Best of both worlds; a brave photographer who writes AND a terrified writer who takes pictures.......


11th October was International Day of the Girl Child  #dayofthegirl which reminded me of how precious creativity can be to a young girl. 
You can preview my little book on the creative path here
For even more on creativity delve into the brilliant Big Magic: Creative Living Beyond Fear by Elizabeth Gilbert 
And special thanks to the Woodland Girl




5.10.15

There is human time and there is wild time









There is human time and there is wild time.......
Clarissa Linkola Estes

This morning it's wild time. A slow motion sunrise, where nature's spinners have draped everything in layers of lace. 
Barely present. Fragile and momentary. 
Later when the day fully arrives, dew drops are blow dried from the faces of leaves. Webs disappear into the foliage and this sleepy photographer is re-absorbed into the human world.
Back in human time I'm reading Wabi-Sabi for Artists, Designers, Poets and Philosophers by Leonard Koren.  
"Wabi-sabi (a Japanese philosophy) is a beauty of things imperfect, impermanent, and incomplete. It is a beauty of things modest and humble.
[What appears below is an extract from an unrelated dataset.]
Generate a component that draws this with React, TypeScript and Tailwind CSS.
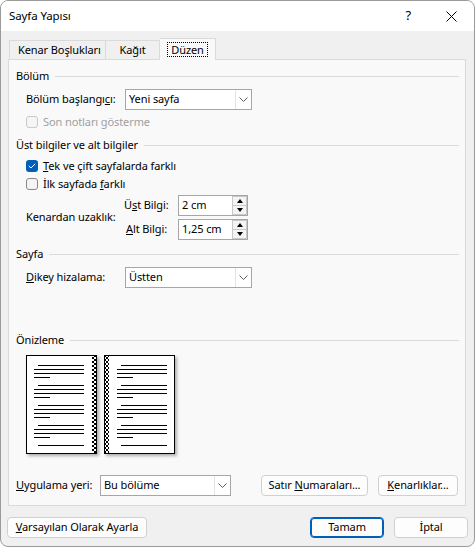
import React from 'react'

const font = "font-['Segoe_UI','Noto_Sans',sans-serif]"

function Section({ label }: { label: string }) {
  return (
    <div className="flex h-[20px] items-center pr-[6px]">
      <span>{label}</span>
      <div className="ml-[6px] h-px flex-1 bg-[#dadada]" />
    </div>
  )
}

function Chevron() {
  return (
    <svg width="9" height="5" viewBox="0 0 9 5" className="text-[#5a5a5a]">
      <path d="M0.5 0.5 L4.5 4.5 L8.5 0.5" fill="none" stroke="currentColor" strokeWidth="1" />
    </svg>
  )
}

function Select({ value, className }: { value: string; className: string }) {
  return (
    <div className={`flex h-[21px] items-stretch border border-[#a6a6a6] bg-white ${className}`}>
      <div className="flex flex-1 items-center pl-[3px]">{value}</div>
      <div className="flex w-[16px] items-center justify-center border-l border-[#e3e3e3]">
        <Chevron />
      </div>
    </div>
  )
}

function Spin({ value }: { value: string }) {
  return (
    <div className="flex h-[21px] w-[70px] items-stretch border border-[#a6a6a6] bg-white">
      <div className="flex flex-1 items-center pl-[3px]">{value}</div>
      <div className="flex w-[15px] flex-col">
        <div className="flex flex-1 items-center justify-center border border-[#c8c8c8] bg-[#f4f4f4]">
          <div className="h-0 w-0 border-x-[3.5px] border-b-[4px] border-x-transparent border-b-black" />
        </div>
        <div className="flex flex-1 items-center justify-center border border-t-0 border-[#c8c8c8] bg-[#f4f4f4]">
          <div className="h-0 w-0 border-x-[3.5px] border-t-[4px] border-x-transparent border-t-black" />
        </div>
      </div>
    </div>
  )
}

function Check({ checked, disabled }: { checked?: boolean; disabled?: boolean }) {
  if (checked) {
    return (
      <div className="flex h-[12px] w-[12px] items-center justify-center rounded-[3px] bg-[#005fb8]">
        <svg width="8" height="6" viewBox="0 0 8 6">
          <path d="M0.8 3 L3 5 L7.2 0.8" fill="none" stroke="white" strokeWidth="1" />
        </svg>
      </div>
    )
  }
  return (
    <div
      className={`h-[12px] w-[12px] rounded-[3px] border ${
        disabled ? 'border-[#c9c9c9] bg-[#f5f5f5]' : 'border-[#878787] bg-[#f4f4f4]'
      }`}
    />
  )
}

function Btn({ children, className }: { children: React.ReactNode; className: string }) {
  return (
    <div className={`flex h-[21px] items-center justify-center rounded-[4px] border border-[#d0d0d0] bg-[#fdfdfd] ${className}`}>
      <span>{children}</span>
    </div>
  )
}

function Page({ side }: { side: 'left' | 'right' }) {
  const groups = [0, 1, 2, 3]
  const base = side === 'left' ? 8 : 13
  const strip = side === 'left' ? 66 : 1
  return (
    <svg width="71" height="99" viewBox="0 0 71 99" className="shadow-[2px_2px_3px_rgba(0,0,0,0.3)]">
      <defs>
        <pattern id={`ck-${side}`} width="4" height="4" patternUnits="userSpaceOnUse">
          <rect width="4" height="4" fill="white" />
          <rect width="2" height="2" fill="black" />
          <rect x="2" y="2" width="2" height="2" fill="black" />
        </pattern>
      </defs>
      <rect x="0.5" y="0.5" width="70" height="98" fill="white" stroke="black" />
      <rect x={strip} y="1" width="4" height="97" fill={`url(#ck-${side})`} />
      <g stroke="black" strokeWidth="1">
        {groups.map((g) => {
          const y = 10.5 + g * 20
          return (
            <g key={g}>
              <line x1={base + 4} x2={base + 50} y1={y} y2={y} />
              <line x1={base} x2={base + 50} y1={y + 4} y2={y + 4} />
              <line x1={base} x2={base + 50} y1={y + 8} y2={y + 8} />
              <line x1={base} x2={base + 16} y1={y + 12} y2={y + 12} />
            </g>
          )
        })}
        <line x1={base + 4} x2={base + 50} y1={90.5} y2={90.5} />
      </g>
    </svg>
  )
}

export default function App() {
  return (
    <div className={`${font} h-[547px] w-[475px] overflow-hidden whitespace-nowrap rounded-lg border border-[#9a9a9a] bg-[#f0f0f0] text-[11px] tracking-[-0.1px] text-black`}>
      {/* Title bar */}
      <div className="flex h-[30px] items-center bg-white">
        <span className="ml-[8px] flex-1 text-[11.5px]">Sayfa Yapısı</span>
        <span className="mr-[35px] text-[13px]">?</span>
        <svg width="11" height="11" viewBox="0 0 11 11" className="mr-[17px]">
          <path d="M0.5 0.5 L10.5 10.5 M10.5 0.5 L0.5 10.5" stroke="black" strokeWidth="1" />
        </svg>
      </div>

      {/* Tabs */}
      <div className="ml-[8px] mt-[7px] flex h-[21px] items-end">
        <div className="flex h-[19px] w-[97px] items-center border border-b-0 border-[#dadada] pl-[8px]">Kenar Boşlukları</div>
        <div className="flex h-[19px] w-[54px] items-center justify-center border border-b-0 border-l-0 border-[#dadada]">Kağıt</div>
        <div className="relative z-10 -mb-px flex h-[22px] w-[56px] items-center justify-center border border-b-0 border-l-0 border-[#dadada] bg-[#f9f9f9]">
          <span className="border border-dotted border-black px-[3px] leading-[13px]">Düzen</span>
        </div>
      </div>

      {/* Panel */}
      <div className="ml-[7px] flex h-[447px] w-[458px] flex-col border border-[#dadada] bg-[#f9f9f9] pl-[7px] pt-[6px]">
        <Section label="Bölüm" />
        <div className="mt-[3px] flex h-[21px] items-center pl-[10px]">
          <span className="w-[99px]">
            Bölüm başlangı<u>c</u>ı:
          </span>
          <Select value="Yeni sayfa" className="w-[127px]" />
        </div>
        <div className="mt-[2px] flex h-[20px] items-center gap-[5px] pl-[10px] text-[#a0a0a0]">
          <Check disabled />
          <span>Son notları gösterme</span>
        </div>

        <div className="mt-[3px]">
          <Section label="Üst bilgiler ve alt bilgiler" />
        </div>
        <div className="mt-[2px] flex h-[18px] items-center gap-[5px] pl-[10px]">
          <Check checked />
          <span>
            <u>T</u>ek ve çift sayfalarda farklı
          </span>
        </div>
        <div className="flex h-[18px] items-center gap-[5px] pl-[10px]">
          <Check />
          <span>
            İlk sayfada <u>f</u>arklı
          </span>
        </div>
        <div className="mt-[2px] flex items-center pl-[10px]">
          <span className="w-[98px]">Kenardan uzaklık:</span>
          <div className="flex flex-col gap-[3px]">
            <div className="flex h-[21px] items-center">
              <span className="w-[54px]">
                Ü<u>s</u>t Bilgi:
              </span>
              <Spin value="2 cm" />
            </div>
            <div className="flex h-[21px] items-center">
              <span className="w-[54px] pl-[2px]">
                <u>A</u>lt Bilgi:
              </span>
              <Spin value="1,25 cm" />
            </div>
          </div>
        </div>

        <div className="mt-[4px]">
          <Section label="Sayfa" />
        </div>
        <div className="mt-[3px] flex h-[21px] items-center pl-[10px]">
          <span className="w-[99px]">
            <u>D</u>ikey hizalama:
          </span>
          <Select value="Üstten" className="w-[127px]" />
        </div>

        <div className="mt-[42px]">
          <Section label="Önizleme" />
        </div>
        <div className="mt-[5px] flex h-[99px] gap-[7px] pl-[10px]">
          <Page side="left" />
          <Page side="right" />
        </div>

        <div className="mt-[21px] flex h-[21px] items-center">
          <span className="w-[84px]">
            <u>U</u>ygulama yeri:
          </span>
          <Select value="Bu bölüme" className="w-[131px]" />
          <Btn className="ml-[30px] w-[107px]">
            Satır <u>N</u>umaraları...
          </Btn>
          <Btn className="ml-[10px] w-[80px]">
            <u>K</u>enarlıklar...
          </Btn>
        </div>
      </div>

      {/* Bottom buttons */}
      <div className="ml-[6px] mr-[6px] mt-[11px] flex h-[21px] items-center">
        <Btn className="w-[140px]">
          <u>V</u>arsayılan Olarak Ayarla
        </Btn>
        <div className="flex-1" />
        <div className="flex h-[21px] w-[74px] items-center justify-center rounded-[4px] border border-[#005fb8] bg-[#fdfdfd] shadow-[inset_0_0_0_1px_#005fb8]">
          Tamam
        </div>
        <Btn className="ml-[10px] w-[74px]">İptal</Btn>
      </div>
    </div>
  )
}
It is a beauty of things unconventional."
I remember when I started this blog my tagline was "celebrating the ordinary and the everyday in a place where nothing much happens."  I must be a wabi-sabi photographer (of an Irish rural variety maybe?) as every page of this carefully crafted book feels like a comfortable old pair of slippers.......

So I am re-inspired to sink into the elusive and the mysterious. To believe again that beauty can be coaxed out of ugliness. That in the wild time and the human time there is always space for perfect imperfection.